The result is a massive surge in “Inference Errors.” Companies are finding that their AI agents are making perfectly logical decisions based on incomplete or “flat” memories. It’s like hiring a brilliant intern who has read every book in the library but doesn’t know that the library is actually on fire. They lack the Contextual Grounding that only a human brain, with its messy, emotional, and associative memory, can provide.
The “Habsburg AI” Crisis and the Loss of Ground Truth
Compounding this memory problem is a phenomenon we’ve previously warned about: the Habsburg AI Crisis. As AI agents generate more of the world’s data—meeting notes, project plans, emails, and code—the models themselves are increasingly being trained on their own synthetic outputs. This leads to model collapse—a thinning of the “contextual bloodline.”

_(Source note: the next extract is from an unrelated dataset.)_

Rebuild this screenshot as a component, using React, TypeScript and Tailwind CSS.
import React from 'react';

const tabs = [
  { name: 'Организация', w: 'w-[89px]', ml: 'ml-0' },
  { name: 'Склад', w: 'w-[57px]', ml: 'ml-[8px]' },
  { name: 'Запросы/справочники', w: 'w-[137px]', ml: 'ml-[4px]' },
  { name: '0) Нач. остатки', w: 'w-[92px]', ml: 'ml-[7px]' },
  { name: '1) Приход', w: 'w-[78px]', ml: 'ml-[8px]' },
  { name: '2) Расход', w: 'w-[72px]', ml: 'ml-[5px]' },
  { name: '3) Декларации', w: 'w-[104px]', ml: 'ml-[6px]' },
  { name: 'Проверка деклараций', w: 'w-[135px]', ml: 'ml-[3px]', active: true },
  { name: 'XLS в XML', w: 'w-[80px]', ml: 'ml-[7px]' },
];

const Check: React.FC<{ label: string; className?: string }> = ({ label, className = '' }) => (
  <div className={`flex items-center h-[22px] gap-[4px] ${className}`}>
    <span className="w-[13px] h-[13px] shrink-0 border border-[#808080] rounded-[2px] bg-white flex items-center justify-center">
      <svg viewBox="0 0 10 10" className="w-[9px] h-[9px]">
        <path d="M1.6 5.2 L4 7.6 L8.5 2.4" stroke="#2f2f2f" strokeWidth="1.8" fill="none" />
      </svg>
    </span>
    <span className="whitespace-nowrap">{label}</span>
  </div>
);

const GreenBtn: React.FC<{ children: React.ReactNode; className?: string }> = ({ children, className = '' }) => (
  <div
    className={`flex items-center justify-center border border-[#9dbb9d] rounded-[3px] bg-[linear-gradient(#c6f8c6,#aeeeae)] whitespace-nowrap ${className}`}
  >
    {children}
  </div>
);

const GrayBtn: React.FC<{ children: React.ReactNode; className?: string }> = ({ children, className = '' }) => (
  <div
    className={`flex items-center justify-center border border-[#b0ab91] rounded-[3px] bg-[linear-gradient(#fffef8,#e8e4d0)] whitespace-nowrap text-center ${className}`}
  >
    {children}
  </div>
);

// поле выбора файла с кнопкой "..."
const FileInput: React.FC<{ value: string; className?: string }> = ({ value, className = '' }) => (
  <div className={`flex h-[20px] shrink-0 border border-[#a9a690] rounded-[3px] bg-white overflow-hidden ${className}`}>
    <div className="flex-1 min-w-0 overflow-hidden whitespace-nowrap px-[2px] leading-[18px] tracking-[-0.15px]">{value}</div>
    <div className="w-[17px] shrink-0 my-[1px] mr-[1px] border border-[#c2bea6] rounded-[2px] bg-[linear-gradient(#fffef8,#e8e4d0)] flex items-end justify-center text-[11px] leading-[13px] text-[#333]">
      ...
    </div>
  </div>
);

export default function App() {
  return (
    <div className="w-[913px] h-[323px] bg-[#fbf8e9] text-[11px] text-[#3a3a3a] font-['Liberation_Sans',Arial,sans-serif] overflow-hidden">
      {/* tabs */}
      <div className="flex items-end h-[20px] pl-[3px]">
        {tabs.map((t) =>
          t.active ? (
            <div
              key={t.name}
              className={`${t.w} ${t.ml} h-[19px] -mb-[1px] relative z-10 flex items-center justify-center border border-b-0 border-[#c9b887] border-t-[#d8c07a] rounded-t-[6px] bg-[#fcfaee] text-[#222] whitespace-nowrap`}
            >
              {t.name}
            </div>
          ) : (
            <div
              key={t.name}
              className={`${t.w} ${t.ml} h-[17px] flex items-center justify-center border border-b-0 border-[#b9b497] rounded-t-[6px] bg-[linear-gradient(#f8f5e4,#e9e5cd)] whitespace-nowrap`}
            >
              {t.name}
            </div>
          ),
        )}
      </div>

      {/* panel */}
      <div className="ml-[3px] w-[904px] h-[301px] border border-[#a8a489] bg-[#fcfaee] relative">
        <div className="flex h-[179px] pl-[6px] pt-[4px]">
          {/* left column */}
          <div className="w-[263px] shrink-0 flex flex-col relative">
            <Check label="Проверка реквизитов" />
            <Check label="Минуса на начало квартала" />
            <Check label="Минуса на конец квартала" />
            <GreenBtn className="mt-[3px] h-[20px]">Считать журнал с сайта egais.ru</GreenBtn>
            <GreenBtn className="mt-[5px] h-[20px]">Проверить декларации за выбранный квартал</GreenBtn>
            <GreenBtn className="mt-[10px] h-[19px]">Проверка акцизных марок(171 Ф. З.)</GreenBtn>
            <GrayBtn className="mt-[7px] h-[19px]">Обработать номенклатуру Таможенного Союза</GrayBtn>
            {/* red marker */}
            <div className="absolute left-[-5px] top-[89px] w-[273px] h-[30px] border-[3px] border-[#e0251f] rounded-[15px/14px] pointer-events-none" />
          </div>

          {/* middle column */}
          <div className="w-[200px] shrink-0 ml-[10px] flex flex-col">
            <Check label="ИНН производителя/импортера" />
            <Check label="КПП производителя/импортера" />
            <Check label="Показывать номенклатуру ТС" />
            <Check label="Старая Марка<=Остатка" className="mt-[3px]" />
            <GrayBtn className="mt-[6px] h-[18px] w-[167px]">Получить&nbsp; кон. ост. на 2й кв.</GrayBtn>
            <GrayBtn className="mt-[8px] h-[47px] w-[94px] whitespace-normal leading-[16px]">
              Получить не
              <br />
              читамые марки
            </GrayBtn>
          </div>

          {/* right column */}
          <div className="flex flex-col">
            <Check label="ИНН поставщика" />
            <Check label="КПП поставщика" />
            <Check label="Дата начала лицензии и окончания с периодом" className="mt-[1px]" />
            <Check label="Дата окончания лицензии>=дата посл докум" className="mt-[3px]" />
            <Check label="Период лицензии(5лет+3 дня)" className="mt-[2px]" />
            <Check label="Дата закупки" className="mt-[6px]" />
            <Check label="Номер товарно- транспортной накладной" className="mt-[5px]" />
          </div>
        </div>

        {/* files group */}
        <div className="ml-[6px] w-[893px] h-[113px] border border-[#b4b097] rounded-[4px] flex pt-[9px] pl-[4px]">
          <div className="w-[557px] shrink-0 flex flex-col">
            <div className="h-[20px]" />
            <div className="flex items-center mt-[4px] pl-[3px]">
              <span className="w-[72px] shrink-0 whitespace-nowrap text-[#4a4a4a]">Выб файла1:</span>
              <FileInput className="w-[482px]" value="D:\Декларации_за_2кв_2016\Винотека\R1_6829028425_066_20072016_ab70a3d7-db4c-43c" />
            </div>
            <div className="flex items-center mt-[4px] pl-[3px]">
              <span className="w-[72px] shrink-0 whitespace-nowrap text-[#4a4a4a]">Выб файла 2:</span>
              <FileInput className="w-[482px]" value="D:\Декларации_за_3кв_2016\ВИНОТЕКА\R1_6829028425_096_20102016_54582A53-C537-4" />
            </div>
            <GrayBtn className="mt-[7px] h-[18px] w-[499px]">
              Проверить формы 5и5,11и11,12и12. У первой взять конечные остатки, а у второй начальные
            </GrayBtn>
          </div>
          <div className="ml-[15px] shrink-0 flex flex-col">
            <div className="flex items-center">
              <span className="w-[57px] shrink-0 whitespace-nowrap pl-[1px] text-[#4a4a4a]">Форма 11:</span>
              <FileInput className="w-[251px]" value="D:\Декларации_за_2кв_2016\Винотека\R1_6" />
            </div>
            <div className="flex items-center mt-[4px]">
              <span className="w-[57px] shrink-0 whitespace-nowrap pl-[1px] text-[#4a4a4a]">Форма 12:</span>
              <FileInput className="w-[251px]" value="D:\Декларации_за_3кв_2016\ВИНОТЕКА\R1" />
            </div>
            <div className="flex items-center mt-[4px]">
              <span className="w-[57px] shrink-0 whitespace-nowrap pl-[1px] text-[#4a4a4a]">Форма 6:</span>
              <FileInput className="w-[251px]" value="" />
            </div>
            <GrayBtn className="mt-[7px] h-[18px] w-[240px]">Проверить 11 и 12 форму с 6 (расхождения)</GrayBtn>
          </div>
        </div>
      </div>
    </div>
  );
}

In this “inbred” data environment, nuances are smoothed out. The “weird” edge cases that actually drive innovation are deleted as “outliers.” The AI is essentially forgetting what it’s like to be human because it is only listening to other AIs. When an agent looks back at a project’s history, it isn’t seeing the raw, messy reality; it’s seeing a polished, AI-generated summary of that reality. Each generation of summary loses a little more of the original “Ground Truth.”
This is where the fear sets in for the traditional office worker. If your job was simply to “summarize,” “sort,” or “report,” you are being replaced by a digital goldfish that is faster and cheaper than you. But here is the relief: the goldfish is making catastrophic mistakes. It is hallucinating instructions because it can’t distinguish between a casual “What if?” and a final “Do this.” It needs a keeper.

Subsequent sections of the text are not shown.